▶ **Material provided**
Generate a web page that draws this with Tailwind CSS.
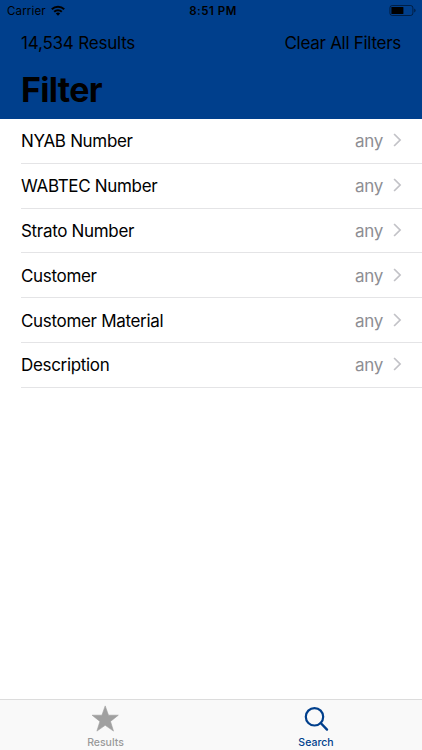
<!DOCTYPE html>
<html lang="en">
<head>
<meta charset="utf-8">
<title>Filter</title>
<script src="https://cdn.jsdelivr.net/npm/@tailwindcss/browser@4"></script>
</head>
<body class="bg-white">
<div class="flex h-[750px] w-[422px] flex-col overflow-hidden bg-white font-['Inter','Liberation_Sans',sans-serif] text-black">
  <header class="h-[118.5px] shrink-0 bg-[#003f8c]">
    <div class="grid h-[22px] grid-cols-3 items-center pr-[6px] pl-[7px] text-[11.5px] leading-[22px]">
      <div class="flex items-center gap-[5px]">
        <span class="tracking-[0.15px]">Carrier</span>
        <svg class="mb-[1px] h-[11px] w-[14px]" viewBox="0 0 14 11" fill="none" stroke="#000" stroke-width="2">
          <path d="M.8 4.3a8.9 8.9 0 0 1 12.4 0M3.2 6.8a5.4 5.4 0 0 1 7.6 0"/>
          <path d="M7 10.8 4.8 8.5a3.1 3.1 0 0 1 4.4 0z" fill="#000" stroke="none"/>
        </svg>
      </div>
      <span class="pl-[3px] text-center font-semibold tracking-[0.5px]">8:51 PM</span>
      <svg class="h-[12px] w-[27px] justify-self-end" viewBox="0 0 27 12">
        <rect x=".9" y=".5" width="23" height="10" rx="2.4" fill="none" stroke="#000" stroke-opacity=".5"/>
        <rect x="2.4" y="2" width="12" height="7" rx=".5"/>
        <path d="M25.2 3.6v4q1.4-.6 1.4-2t-1.4-2z" fill-opacity=".5"/>
      </svg>
    </div>
    <div class="flex h-[43px] items-center justify-between px-[21px] text-[17px]">
      <span class="tracking-[-0.2px]">14,534 Results</span>
      <span class="tracking-[-0.28px]">Clear All Filters</span>
    </div>
    <h1 class="pl-[21px] text-[34px] leading-[49px] font-bold tracking-[-0.7px]">Filter</h1>
  </header>

  <main class="flex-1 pt-[0.5px] pl-[21px] text-[17px] tracking-[-0.32px]">
    <ul id="filters"></ul>
  </main>

  <nav class="grid h-[51px] shrink-0 grid-cols-2 border-t border-[#dcdcdc] bg-[#f9f9f9] text-[10.5px] leading-[12px] font-medium">
    <a class="flex flex-col items-center pt-[5px] text-[#999]">
      <svg class="mr-[1px] h-[28px] w-[28px]" viewBox="0 0 28 28" fill="#a0a0a0" stroke="#a0a0a0" stroke-width=".6" stroke-linejoin="round"><path d="M14.2.9l3.3 9.3h9.8l-7.8 6.2 3 9.7-8.3-5.8-8.3 5.8 3-9.7-7.8-6.2h9.8z"/></svg>
      <span class="mt-[4px]">Results</span>
    </a>
    <a class="flex flex-col items-center pt-[5px] text-[#003f8c]">
      <svg class="mr-[2px] h-[28px] w-[28px]" viewBox="0 0 28 28" fill="none" stroke="currentColor"><circle cx="12.5" cy="11.8" r="8.7" stroke-width="2.2"/><path d="M18.7 18l6.3 6.6" stroke-width="2.4" stroke-linecap="round"/></svg>
      <span class="mt-[4px] mr-[1px]">Search</span>
    </a>
  </nav>
</div>
<script>
  const filters = ["NYAB Number", "WABTEC Number", "Strato Number", "Customer", "Customer Material", "Description"];
  document.getElementById("filters").innerHTML = filters.map(name => `
    <li class="flex h-[44.8px] items-center border-b border-[#e4e4e6] pr-[20px]">
      <span class="flex-1 pt-[2.6px]">${name}</span>
      <span class="pt-[2.6px] text-[#8e8e93]">any</span>
      <svg class="mb-[1px] ml-[10px] h-[14px] w-[9px]" viewBox="0 0 9 14" fill="none" stroke="#c2c2c7" stroke-width="1.7"><path d="M1.1 1l6 6-6 6"/></svg>
    </li>`).join("");
</script>
</body>
</html>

▶ **Goal**
Make an exact copy of the whole listing, but don't bring over any pictures.

▶ **Output for this task**
Generate a web page that draws this with Tailwind CSS.
<!DOCTYPE html>
<html lang="en">
<head>
<meta charset="utf-8">
<title>Filter</title>
<script src="https://cdn.jsdelivr.net/npm/@tailwindcss/browser@4"></script>
</head>
<body class="bg-white">
<div class="flex h-[750px] w-[422px] flex-col overflow-hidden bg-white font-['Inter','Liberation_Sans',sans-serif] text-black">
  <header class="h-[118.5px] shrink-0 bg-[#003f8c]">
    <div class="grid h-[22px] grid-cols-3 items-center pr-[6px] pl-[7px] text-[11.5px] leading-[22px]">
      <div class="flex items-center gap-[5px]">
        <span class="tracking-[0.15px]">Carrier</span>
        <svg class="mb-[1px] h-[11px] w-[14px]" viewBox="0 0 14 11" fill="none" stroke="#000" stroke-width="2">
          <path d="M.8 4.3a8.9 8.9 0 0 1 12.4 0M3.2 6.8a5.4 5.4 0 0 1 7.6 0"/>
          <path d="M7 10.8 4.8 8.5a3.1 3.1 0 0 1 4.4 0z" fill="#000" stroke="none"/>
        </svg>
      </div>
      <span class="pl-[3px] text-center font-semibold tracking-[0.5px]">8:51 PM</span>
      <svg class="h-[12px] w-[27px] justify-self-end" viewBox="0 0 27 12">
        <rect x=".9" y=".5" width="23" height="10" rx="2.4" fill="none" stroke="#000" stroke-opacity=".5"/>
        <rect x="2.4" y="2" width="12" height="7" rx=".5"/>
        <path d="M25.2 3.6v4q1.4-.6 1.4-2t-1.4-2z" fill-opacity=".5"/>
      </svg>
    </div>
    <div class="flex h-[43px] items-center justify-between px-[21px] text-[17px]">
      <span class="tracking-[-0.2px]">14,534 Results</span>
      <span class="tracking-[-0.28px]">Clear All Filters</span>
    </div>
    <h1 class="pl-[21px] text-[34px] leading-[49px] font-bold tracking-[-0.7px]">Filter</h1>
  </header>

  <main class="flex-1 pt-[0.5px] pl-[21px] text-[17px] tracking-[-0.32px]">
    <ul id="filters"></ul>
  </main>

  <nav class="grid h-[51px] shrink-0 grid-cols-2 border-t border-[#dcdcdc] bg-[#f9f9f9] text-[10.5px] leading-[12px] font-medium">
    <a class="flex flex-col items-center pt-[5px] text-[#999]">
      <svg class="mr-[1px] h-[28px] w-[28px]" viewBox="0 0 28 28" fill="#a0a0a0" stroke="#a0a0a0" stroke-width=".6" stroke-linejoin="round"><path d="M14.2.9l3.3 9.3h9.8l-7.8 6.2 3 9.7-8.3-5.8-8.3 5.8 3-9.7-7.8-6.2h9.8z"/></svg>
      <span class="mt-[4px]">Results</span>
    </a>
    <a class="flex flex-col items-center pt-[5px] text-[#003f8c]">
      <svg class="mr-[2px] h-[28px] w-[28px]" viewBox="0 0 28 28" fill="none" stroke="currentColor"><circle cx="12.5" cy="11.8" r="8.7" stroke-width="2.2"/><path d="M18.7 18l6.3 6.6" stroke-width="2.4" stroke-linecap="round"/></svg>
      <span class="mt-[4px] mr-[1px]">Search</span>
    </a>
  </nav>
</div>
<script>
  const filters = ["NYAB Number", "WABTEC Number", "Strato Number", "Customer", "Customer Material", "Description"];
  document.getElementById("filters").innerHTML = filters.map(name => `
    <li class="flex h-[44.8px] items-center border-b border-[#e4e4e6] pr-[20px]">
      <span class="flex-1 pt-[2.6px]">${name}</span>
      <span class="pt-[2.6px] text-[#8e8e93]">any</span>
      <svg class="mb-[1px] ml-[10px] h-[14px] w-[9px]" viewBox="0 0 9 14" fill="none" stroke="#c2c2c7" stroke-width="1.7"><path d="M1.1 1l6 6-6 6"/></svg>
    </li>`).join("");
</script>
</body>
</html>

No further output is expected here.